You right it does, but I put most of it in the zone as the sexual harassment classes I was forced to attend along with every employee at my company. The company got it's inoculation for doing preventive classes and reducing settlements. The little instructor got a six figure income, the employees all fell further behind in their work.
Point is most of these studies and approvals are nothing more than an excuse to have the positions justified. The real big developments will be studied to death, and the little ones approved almost at will.
Yea, yea, I know we need them all but almost all are nothing more than an exercise in bureaucracy maintenance. After all we have a major called city planning or some such thing, we need jobs for those graduates.
This appears to be more of a building code review than a development review. Building code review is fairly routine as long as the people designing the building know the codes. The building codes we follow here are nationally recognized codes and they are commonly used. They are reviewing, building structure, plumbing systems, air conditioning systems, electrical systems, and Parking layouts. The Fire Marshal (a totally different reviewing agency) will review life safety code and ADA compliance.

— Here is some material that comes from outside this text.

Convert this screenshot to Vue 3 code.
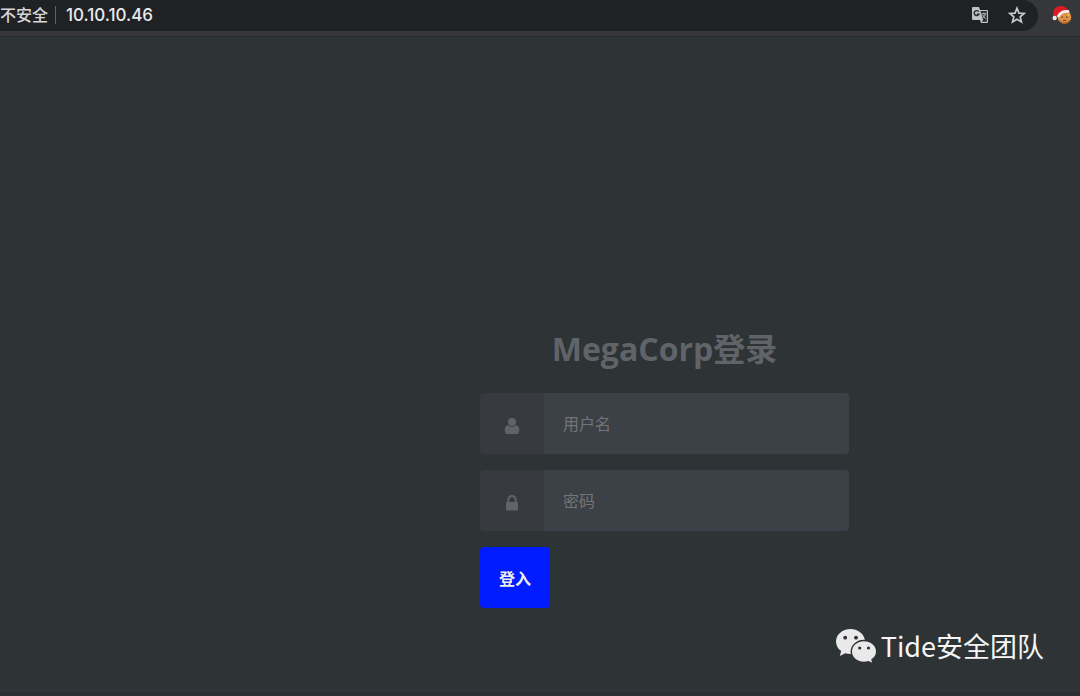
<script setup>
import { ref } from 'vue'

const username = ref('')
const password = ref('')
</script>

<template>
  <div class="window">
    <header class="toolbar">
      <div class="address">
        <span class="security">不安全</span>
        <span class="divider"></span>
        <span class="url">10.10.10.46</span>
        <button class="icon-button translate" type="button" aria-label="翻译">
          <svg width="18" height="18" viewBox="0 0 18 18">
            <path d="M2 1h6l1 3h7a1 1 0 0 1 1 1v11a1 1 0 0 1-1 1H10l-1-3H2a1 1 0 0 1-1-1V2a1 1 0 0 1 1-1z" fill="#bfc1c3" />
            <path d="M9.500 5h6.300v10.800h-5l1.300-1.800z" fill="#292a2d" />
            <path d="M7.800 5.700A2.500 2.500 0 1 0 8 8.200H5.800" fill="none" stroke="#292a2d" stroke-width="1.400" />
            <path d="M10.600 7.800h4.600M12.900 6.500v1.300M14.300 7.800c-.4 2-1.500 3.300-2.800 4.500M11.600 8.800c.6 1.500 1.700 2.700 3.200 4" fill="none" stroke="#bfc1c3" stroke-width="1" />
          </svg>
        </button>
        <button class="icon-button" type="button" aria-label="收藏">
          <svg width="18" height="18" viewBox="0 0 18 18">
            <path d="M9 2.200l2 4.900 5.200.4-4 3.400 1.300 5.100L9 13.200 4.500 16l1.300-5.100-4-3.400L7 7.100z" fill="none" stroke="#c8cacc" stroke-width="1.700" />
          </svg>
        </button>
      </div>
      <button class="extension" type="button" aria-label="扩展程序">
        <svg width="20" height="20" viewBox="0 0 20 20">
          <circle cx="12.500" cy="12" r="6.800" fill="#dc9347" />
          <path d="M6.500 14c2 4 8.500 5 12 0-1.500 6.500-10 6.500-12 0z" fill="#a95f28" />
          <path d="M1.500 12C0 6 3 1 8.500 1c4 0 7 2 8 5l-4 .5-6 4.500z" fill="#db1c22" />
          <path d="M6.500 11c2-3.500 5.500-4.800 9.500-4.500" fill="none" stroke="#f3eeee" stroke-width="2.800" stroke-linecap="round" />
          <circle cx="2.700" cy="13" r="2.200" fill="#eee9e8" />
          <path d="M9.500 12.200h1.500M14 12.200h1.500M11 15.500h3" stroke="#71401d" stroke-width="1.200" />
          <circle cx="16.500" cy="10" r="1" fill="#f4bd65" />
        </svg>
      </button>
    </header>

    <main class="page">
      <form class="login" @submit.prevent>
        <h1>MegaCorp登录</h1>
        <div class="field">
          <label for="username" aria-label="用户名">
            <svg width="16" height="18" viewBox="0 0 16 18">
              <circle cx="8" cy="5" r="4" fill="#606468" />
              <path d="M4 8.300c2.400 2.100 5.600 2.100 8 0 2.300.1 3.300 2.200 3.300 5.200 0 2-.9 3.500-2.800 3.500h-9C1.600 17 .7 15.500.7 13.500.7 10.500 1.700 8.400 4 8.300z" fill="#606468" />
            </svg>
          </label>
          <input id="username" v-model="username" type="text" placeholder="用户名" autocomplete="username" />
        </div>
        <div class="field">
          <label for="password" aria-label="密码">
            <svg width="16" height="18" viewBox="0 0 16 18">
              <path d="M4.300 9V5.700a3.700 3.700 0 0 1 7.400 0V9" fill="none" stroke="#606468" stroke-width="2" />
              <rect x="2" y="8" width="12" height="8.500" rx="1" fill="#606468" />
            </svg>
          </label>
          <input id="password" v-model="password" type="password" placeholder="密码" autocomplete="current-password" />
        </div>
        <button class="submit" type="submit">登入</button>
      </form>
      <div class="watermark">
        <svg width="42" height="36" viewBox="0 0 42 36">
          <path d="M15.500 1C7.500 1 1 6.500 1 13.500c0 4 2 7.300 5.200 9.600L4.800 28l5.400-2.800c1.700.5 3.400.8 5.300.8 8 0 14.500-5.600 14.500-12.500S23.500 1 15.500 1z" fill="#e9e9e9" />
          <path d="M29 12.500c-7 0-12.700 4.900-12.700 11S22 34.500 29 34.500c1.600 0 3.100-.3 4.500-.8l4.700 2.100-1.200-4.100c2.900-2 4.700-4.900 4.700-8.200 0-6.100-5.700-11-12.700-11z" fill="#e9e9e9" stroke="#2d3236" stroke-width="1.400" />
          <g fill="#2d3236">
            <circle cx="10.200" cy="9.700" r="1.900" />
            <circle cx="21" cy="9.700" r="1.900" />
            <circle cx="24.700" cy="20" r="1.600" />
            <circle cx="33.500" cy="20" r="1.600" />
          </g>
        </svg>
        <span>Tide安全团队</span>
      </div>
    </main>
  </div>
</template>

<style>
body {
  background: #2e3336;
}
</style>

<style scoped>
.window {
  display: flex;
  flex-direction: column;
  min-height: 100vh;
  box-sizing: border-box;
  border-bottom: 4px solid #2b2e32;
  background: #2e3336;
  font-family: "Open Sans", "Noto Sans CJK SC", sans-serif;
}

.toolbar {
  display: flex;
  align-items: flex-start;
  background: #36373b;
  border-bottom: 1px solid #292b2e;
  padding-bottom: 5px;
}

.address {
  display: flex;
  align-items: center;
  flex: 1;
  height: 31px;
  padding: 0 12px 2px 0;
  box-sizing: border-box;
  background: #202124;
  border-radius: 0 16px 16px 0;
  font-family: Inter, "Noto Sans CJK SC", sans-serif;
  font-size: 16px;
  font-weight: 500;
  line-height: 24px;
  color: #e8eaed;
}

.security {
  color: #d5d7da;
}

.divider {
  width: 1px;
  height: 18px;
  margin: 0 10px 0 7px;
  background: #606265;
}

.url {
  flex: 1;
  font-size: 17px;
}

.icon-button,
.extension {
  display: flex;
  padding: 0;
  border: 0;
  background: none;
}

.translate {
  margin-right: 19px;
}

.extension {
  margin: 5px 8px 0 14px;
}

.page {
  display: flex;
  flex: 1;
  flex-direction: column;
  justify-content: flex-end;
}

.login {
  width: 369px;
  margin-left: 480px;
}

h1 {
  margin: 0 0 20px;
  text-align: center;
  font-size: 32px;
  font-weight: 700;
  line-height: 48px;
  color: #606468;
}

.field {
  display: flex;
  height: 61px;
  margin-bottom: 16px;
  overflow: hidden;
  border-radius: 4px;
}

.field label {
  display: flex;
  align-items: center;
  justify-content: center;
  width: 64px;
  padding-top: 4px;
  box-sizing: border-box;
  background: #373a3e;
}

.field input {
  flex: 1;
  min-width: 0;
  padding: 0 19px;
  border: 0;
  outline: 0;
  background: #3c4148;
  color: #eeeeee;
  font: inherit;
  font-size: 16px;
}

.field input::placeholder {
  color: #747575;
  opacity: 1;
}

.submit {
  height: 61px;
  padding: 0 19px;
  border: 0;
  border-radius: 4px;
  background: #001cff;
  color: #eeeeee;
  font: inherit;
  font-size: 16px;
  font-weight: 700;
}

.watermark {
  display: flex;
  align-items: center;
  align-self: flex-end;
  gap: 4px;
  margin: 18px 36px 26px 0;
  font-family: "Noto Sans CJK SC", sans-serif;
  font-size: 27px;
  line-height: 40px;
  color: #f5f5f5;
}
</style>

When you go into any building you should have a certain expectation that the building is safe and that if anything happens (like a fire) you have a reasonable expectation that you can get out alive. Also, if you go into a restaurant, you should be able to consume the food and not get sick.
A fast food place like DQ is probably a cookie cutter type of building and should have little or no problems meeting the code. Obviously, the larger the building the more complex the issues.
And we'll have to disagree.
Look at the Chik-Fil-A on Ambassador and the traffic problems it is causing.
Talk to older residential developments along Verot School Rd. that experience flooding due to new developments.
Where Whole Foods wanted to locate between Academy and the river was an absolutely terrible idea. And they wanted their own traffic light.
Failure to plan for adequate bridges across the river has impacted emergency services response time.
Indiscriminate construction of mobile home parks around the Parish impacts LPSS's ability to appropriately program for student populations.
Lack of attention to cow poop and pesticides from farms has pretty much rendered the Vermilion River a cess pool.
The funny thing is, when a trash transfer facility was approved as a result of a LACK of regulation, most people in Lafayette hit the roof.
Sorry for the threadjack. I for one will continue to frequent Sonic for a Ragin Cajun burger.
Well Youngsville has 2 new developments going up by the Daigle guy and his daughter (the guy that did River Ranch and the PONDS?)-----hell it might get bigger than Lafayette!!!
At one time they wanted to put a 10 screen theater on Ambassador Caffery parkway where Lowes is now. The residents of Fernwood got all up in arms about the development and the traffic problems the theater was going to cause. As a result the conditions for development required that they improve the intersection of Ambassador Caffery and Robley Drive. That condition pushed the numbers to a point where the project did not make economic sense. They built at another location on the mall property. Lowes comes in with a plan to develop the same site. They placed the same condition to improve the Robley/Caffery intersection. Lowes said "sure no problem". So now there is a Lowes next to Fernwood instead of a Theater. I don't think the residents of Fernwood anticipated that circumstance. The theater is closed and Lowes is open. It's all a matter of money and what the development can (or cannot) support.
That's why you see right turn lanes on Caffery accessing the parking lot at Lowe's and a storm water detention facility. Without the right turn lane, you'd have additional demand on Caffery (the outside travel lane would also be a right turn lane). Without the detention facility, you'd have Fernewood and the area around that big parking lot experiencing an increase in flooding.
Exactly, I'm not saying they were not needed, all I'm saying is that the Fernwood residents did not want a theater and they got a Lowes. Which one would you rather have? The economics of Lowes was different than the economics for a theater so the conditions for development did not change Lowes decision to develop. The retention pond was going to happen no matter what was developed. (Believe me I know about that, I designed three ponds this week alone.)